◆ **Problem details**
Output the full listing below exactly as it reads, and skip anything that is a picture.

-- Start --

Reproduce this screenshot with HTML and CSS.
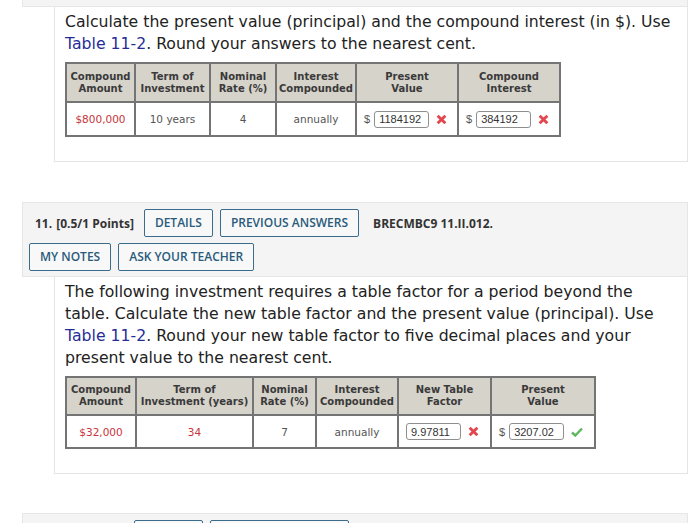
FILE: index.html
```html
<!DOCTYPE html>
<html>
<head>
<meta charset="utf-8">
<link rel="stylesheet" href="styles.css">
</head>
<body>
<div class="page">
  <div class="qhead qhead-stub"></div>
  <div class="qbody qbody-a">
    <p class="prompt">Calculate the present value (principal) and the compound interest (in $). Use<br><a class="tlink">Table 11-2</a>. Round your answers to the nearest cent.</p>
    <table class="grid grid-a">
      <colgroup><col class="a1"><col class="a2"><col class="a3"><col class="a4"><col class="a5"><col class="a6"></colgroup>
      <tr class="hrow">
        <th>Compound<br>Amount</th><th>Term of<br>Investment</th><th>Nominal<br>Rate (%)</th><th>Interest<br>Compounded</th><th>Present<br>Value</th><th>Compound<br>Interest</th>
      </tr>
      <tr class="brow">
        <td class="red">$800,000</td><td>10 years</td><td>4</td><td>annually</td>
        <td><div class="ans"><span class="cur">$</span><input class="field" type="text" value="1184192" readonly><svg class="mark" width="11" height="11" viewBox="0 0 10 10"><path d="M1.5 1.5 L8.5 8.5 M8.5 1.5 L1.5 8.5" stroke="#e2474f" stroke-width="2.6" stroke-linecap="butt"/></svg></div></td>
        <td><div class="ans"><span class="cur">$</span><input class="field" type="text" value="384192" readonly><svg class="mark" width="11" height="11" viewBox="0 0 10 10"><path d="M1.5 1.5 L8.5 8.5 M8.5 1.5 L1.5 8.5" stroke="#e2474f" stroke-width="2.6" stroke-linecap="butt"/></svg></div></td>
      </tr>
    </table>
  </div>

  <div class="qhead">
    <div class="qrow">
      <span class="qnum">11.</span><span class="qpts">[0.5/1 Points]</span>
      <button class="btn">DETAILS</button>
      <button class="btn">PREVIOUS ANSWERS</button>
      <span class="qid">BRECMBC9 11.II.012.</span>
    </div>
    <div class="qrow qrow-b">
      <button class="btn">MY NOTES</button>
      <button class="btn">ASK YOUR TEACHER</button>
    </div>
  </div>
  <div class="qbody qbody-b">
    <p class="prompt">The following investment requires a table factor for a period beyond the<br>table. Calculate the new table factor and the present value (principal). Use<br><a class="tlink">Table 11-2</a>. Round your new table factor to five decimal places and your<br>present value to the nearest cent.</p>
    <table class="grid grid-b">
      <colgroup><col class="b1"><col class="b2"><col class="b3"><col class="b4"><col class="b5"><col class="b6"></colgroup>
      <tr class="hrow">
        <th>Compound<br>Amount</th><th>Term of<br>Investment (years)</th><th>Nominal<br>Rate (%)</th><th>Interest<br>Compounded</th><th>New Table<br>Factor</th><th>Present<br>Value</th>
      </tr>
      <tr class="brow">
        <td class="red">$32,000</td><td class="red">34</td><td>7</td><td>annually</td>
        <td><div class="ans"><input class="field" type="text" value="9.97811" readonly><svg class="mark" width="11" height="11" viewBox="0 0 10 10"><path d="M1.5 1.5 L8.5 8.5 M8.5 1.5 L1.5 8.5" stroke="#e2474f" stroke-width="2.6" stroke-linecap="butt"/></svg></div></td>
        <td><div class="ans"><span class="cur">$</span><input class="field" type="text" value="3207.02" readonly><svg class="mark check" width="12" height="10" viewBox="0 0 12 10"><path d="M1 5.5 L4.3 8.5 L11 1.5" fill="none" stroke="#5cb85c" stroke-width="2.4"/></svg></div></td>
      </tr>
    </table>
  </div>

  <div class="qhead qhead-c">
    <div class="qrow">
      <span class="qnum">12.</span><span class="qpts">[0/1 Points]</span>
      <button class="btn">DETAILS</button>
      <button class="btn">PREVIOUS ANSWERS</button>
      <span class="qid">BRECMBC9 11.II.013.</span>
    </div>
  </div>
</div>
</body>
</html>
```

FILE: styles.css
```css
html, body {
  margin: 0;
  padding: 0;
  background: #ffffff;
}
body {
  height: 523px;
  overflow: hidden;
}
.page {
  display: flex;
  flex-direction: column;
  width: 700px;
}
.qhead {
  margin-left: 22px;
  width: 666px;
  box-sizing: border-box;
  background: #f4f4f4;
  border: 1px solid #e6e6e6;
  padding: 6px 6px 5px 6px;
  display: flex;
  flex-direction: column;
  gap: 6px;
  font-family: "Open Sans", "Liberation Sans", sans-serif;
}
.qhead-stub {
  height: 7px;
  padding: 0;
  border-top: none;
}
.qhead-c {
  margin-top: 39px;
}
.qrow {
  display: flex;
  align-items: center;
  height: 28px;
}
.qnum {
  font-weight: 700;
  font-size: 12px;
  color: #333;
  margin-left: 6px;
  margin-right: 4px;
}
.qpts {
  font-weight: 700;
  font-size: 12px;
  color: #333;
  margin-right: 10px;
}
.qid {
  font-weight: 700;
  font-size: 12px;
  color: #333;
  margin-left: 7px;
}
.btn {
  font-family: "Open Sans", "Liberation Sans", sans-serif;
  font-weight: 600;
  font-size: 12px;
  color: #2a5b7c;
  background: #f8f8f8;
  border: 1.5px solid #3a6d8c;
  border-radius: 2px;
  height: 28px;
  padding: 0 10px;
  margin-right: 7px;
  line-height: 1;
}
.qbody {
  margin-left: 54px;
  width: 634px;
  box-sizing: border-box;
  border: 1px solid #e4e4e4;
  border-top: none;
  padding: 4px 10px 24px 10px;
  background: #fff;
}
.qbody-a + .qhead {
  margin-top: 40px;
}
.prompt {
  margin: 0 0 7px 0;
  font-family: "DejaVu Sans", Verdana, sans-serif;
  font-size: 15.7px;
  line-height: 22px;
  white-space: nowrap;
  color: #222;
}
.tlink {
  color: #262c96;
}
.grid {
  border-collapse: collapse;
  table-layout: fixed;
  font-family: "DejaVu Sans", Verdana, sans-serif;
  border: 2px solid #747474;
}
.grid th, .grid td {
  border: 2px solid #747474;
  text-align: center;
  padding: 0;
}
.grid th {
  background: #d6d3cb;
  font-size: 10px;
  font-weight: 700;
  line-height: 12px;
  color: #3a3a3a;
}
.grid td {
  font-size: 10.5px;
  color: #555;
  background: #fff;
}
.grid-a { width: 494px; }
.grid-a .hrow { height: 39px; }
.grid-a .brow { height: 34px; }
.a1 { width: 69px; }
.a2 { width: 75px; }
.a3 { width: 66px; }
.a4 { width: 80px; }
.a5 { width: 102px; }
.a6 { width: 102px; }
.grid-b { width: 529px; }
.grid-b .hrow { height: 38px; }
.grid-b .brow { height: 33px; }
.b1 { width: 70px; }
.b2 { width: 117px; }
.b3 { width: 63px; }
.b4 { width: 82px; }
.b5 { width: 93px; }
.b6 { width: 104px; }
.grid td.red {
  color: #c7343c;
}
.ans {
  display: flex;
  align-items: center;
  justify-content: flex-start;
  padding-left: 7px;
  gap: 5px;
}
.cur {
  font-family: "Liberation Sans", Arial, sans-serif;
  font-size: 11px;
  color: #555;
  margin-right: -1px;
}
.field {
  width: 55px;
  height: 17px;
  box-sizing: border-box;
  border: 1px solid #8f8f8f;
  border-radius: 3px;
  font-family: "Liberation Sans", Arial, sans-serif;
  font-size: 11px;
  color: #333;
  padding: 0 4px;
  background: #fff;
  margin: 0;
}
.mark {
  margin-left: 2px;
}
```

-- End --

◆ **Expected answer**
Reproduce this screenshot with HTML and CSS.
FILE: index.html
```html
<!DOCTYPE html>
<html>
<head>
<meta charset="utf-8">
<link rel="stylesheet" href="styles.css">
</head>
<body>
<div class="page">
  <div class="qhead qhead-stub"></div>
  <div class="qbody qbody-a">
    <p class="prompt">Calculate the present value (principal) and the compound interest (in $). Use<br><a class="tlink">Table 11-2</a>. Round your answers to the nearest cent.</p>
    <table class="grid grid-a">
      <colgroup><col class="a1"><col class="a2"><col class="a3"><col class="a4"><col class="a5"><col class="a6"></colgroup>
      <tr class="hrow">
        <th>Compound<br>Amount</th><th>Term of<br>Investment</th><th>Nominal<br>Rate (%)</th><th>Interest<br>Compounded</th><th>Present<br>Value</th><th>Compound<br>Interest</th>
      </tr>
      <tr class="brow">
        <td class="red">$800,000</td><td>10 years</td><td>4</td><td>annually</td>
        <td><div class="ans"><span class="cur">$</span><input class="field" type="text" value="1184192" readonly><svg class="mark" width="11" height="11" viewBox="0 0 10 10"><path d="M1.5 1.5 L8.5 8.5 M8.5 1.5 L1.5 8.5" stroke="#e2474f" stroke-width="2.6" stroke-linecap="butt"/></svg></div></td>
        <td><div class="ans"><span class="cur">$</span><input class="field" type="text" value="384192" readonly><svg class="mark" width="11" height="11" viewBox="0 0 10 10"><path d="M1.5 1.5 L8.5 8.5 M8.5 1.5 L1.5 8.5" stroke="#e2474f" stroke-width="2.6" stroke-linecap="butt"/></svg></div></td>
      </tr>
    </table>
  </div>

  <div class="qhead">
    <div class="qrow">
      <span class="qnum">11.</span><span class="qpts">[0.5/1 Points]</span>
      <button class="btn">DETAILS</button>
      <button class="btn">PREVIOUS ANSWERS</button>
      <span class="qid">BRECMBC9 11.II.012.</span>
    </div>
    <div class="qrow qrow-b">
      <button class="btn">MY NOTES</button>
      <button class="btn">ASK YOUR TEACHER</button>
    </div>
  </div>
  <div class="qbody qbody-b">
    <p class="prompt">The following investment requires a table factor for a period beyond the<br>table. Calculate the new table factor and the present value (principal). Use<br><a class="tlink">Table 11-2</a>. Round your new table factor to five decimal places and your<br>present value to the nearest cent.</p>
    <table class="grid grid-b">
      <colgroup><col class="b1"><col class="b2"><col class="b3"><col class="b4"><col class="b5"><col class="b6"></colgroup>
      <tr class="hrow">
        <th>Compound<br>Amount</th><th>Term of<br>Investment (years)</th><th>Nominal<br>Rate (%)</th><th>Interest<br>Compounded</th><th>New Table<br>Factor</th><th>Present<br>Value</th>
      </tr>
      <tr class="brow">
        <td class="red">$32,000</td><td class="red">34</td><td>7</td><td>annually</td>
        <td><div class="ans"><input class="field" type="text" value="9.97811" readonly><svg class="mark" width="11" height="11" viewBox="0 0 10 10"><path d="M1.5 1.5 L8.5 8.5 M8.5 1.5 L1.5 8.5" stroke="#e2474f" stroke-width="2.6" stroke-linecap="butt"/></svg></div></td>
        <td><div class="ans"><span class="cur">$</span><input class="field" type="text" value="3207.02" readonly><svg class="mark check" width="12" height="10" viewBox="0 0 12 10"><path d="M1 5.5 L4.3 8.5 L11 1.5" fill="none" stroke="#5cb85c" stroke-width="2.4"/></svg></div></td>
      </tr>
    </table>
  </div>

  <div class="qhead qhead-c">
    <div class="qrow">
      <span class="qnum">12.</span><span class="qpts">[0/1 Points]</span>
      <button class="btn">DETAILS</button>
      <button class="btn">PREVIOUS ANSWERS</button>
      <span class="qid">BRECMBC9 11.II.013.</span>
    </div>
  </div>
</div>
</body>
</html>
```

FILE: styles.css
```css
html, body {
  margin: 0;
  padding: 0;
  background: #ffffff;
}
body {
  height: 523px;
  overflow: hidden;
}
.page {
  display: flex;
  flex-direction: column;
  width: 700px;
}
.qhead {
  margin-left: 22px;
  width: 666px;
  box-sizing: border-box;
  background: #f4f4f4;
  border: 1px solid #e6e6e6;
  padding: 6px 6px 5px 6px;
  display: flex;
  flex-direction: column;
  gap: 6px;
  font-family: "Open Sans", "Liberation Sans", sans-serif;
}
.qhead-stub {
  height: 7px;
  padding: 0;
  border-top: none;
}
.qhead-c {
  margin-top: 39px;
}
.qrow {
  display: flex;
  align-items: center;
  height: 28px;
}
.qnum {
  font-weight: 700;
  font-size: 12px;
  color: #333;
  margin-left: 6px;
  margin-right: 4px;
}
.qpts {
  font-weight: 700;
  font-size: 12px;
  color: #333;
  margin-right: 10px;
}
.qid {
  font-weight: 700;
  font-size: 12px;
  color: #333;
  margin-left: 7px;
}
.btn {
  font-family: "Open Sans", "Liberation Sans", sans-serif;
  font-weight: 600;
  font-size: 12px;
  color: #2a5b7c;
  background: #f8f8f8;
  border: 1.5px solid #3a6d8c;
  border-radius: 2px;
  height: 28px;
  padding: 0 10px;
  margin-right: 7px;
  line-height: 1;
}
.qbody {
  margin-left: 54px;
  width: 634px;
  box-sizing: border-box;
  border: 1px solid #e4e4e4;
  border-top: none;
  padding: 4px 10px 24px 10px;
  background: #fff;
}
.qbody-a + .qhead {
  margin-top: 40px;
}
.prompt {
  margin: 0 0 7px 0;
  font-family: "DejaVu Sans", Verdana, sans-serif;
  font-size: 15.7px;
  line-height: 22px;
  white-space: nowrap;
  color: #222;
}
.tlink {
  color: #262c96;
}
.grid {
  border-collapse: collapse;
  table-layout: fixed;
  font-family: "DejaVu Sans", Verdana, sans-serif;
  border: 2px solid #747474;
}
.grid th, .grid td {
  border: 2px solid #747474;
  text-align: center;
  padding: 0;
}
.grid th {
  background: #d6d3cb;
  font-size: 10px;
  font-weight: 700;
  line-height: 12px;
  color: #3a3a3a;
}
.grid td {
  font-size: 10.5px;
  color: #555;
  background: #fff;
}
.grid-a { width: 494px; }
.grid-a .hrow { height: 39px; }
.grid-a .brow { height: 34px; }
.a1 { width: 69px; }
.a2 { width: 75px; }
.a3 { width: 66px; }
.a4 { width: 80px; }
.a5 { width: 102px; }
.a6 { width: 102px; }
.grid-b { width: 529px; }
.grid-b .hrow { height: 38px; }
.grid-b .brow { height: 33px; }
.b1 { width: 70px; }
.b2 { width: 117px; }
.b3 { width: 63px; }
.b4 { width: 82px; }
.b5 { width: 93px; }
.b6 { width: 104px; }
.grid td.red {
  color: #c7343c;
}
.ans {
  display: flex;
  align-items: center;
  justify-content: flex-start;
  padding-left: 7px;
  gap: 5px;
}
.cur {
  font-family: "Liberation Sans", Arial, sans-serif;
  font-size: 11px;
  color: #555;
  margin-right: -1px;
}
.field {
  width: 55px;
  height: 17px;
  box-sizing: border-box;
  border: 1px solid #8f8f8f;
  border-radius: 3px;
  font-family: "Liberation Sans", Arial, sans-serif;
  font-size: 11px;
  color: #333;
  padding: 0 4px;
  background: #fff;
  margin: 0;
}
.mark {
  margin-left: 2px;
}
```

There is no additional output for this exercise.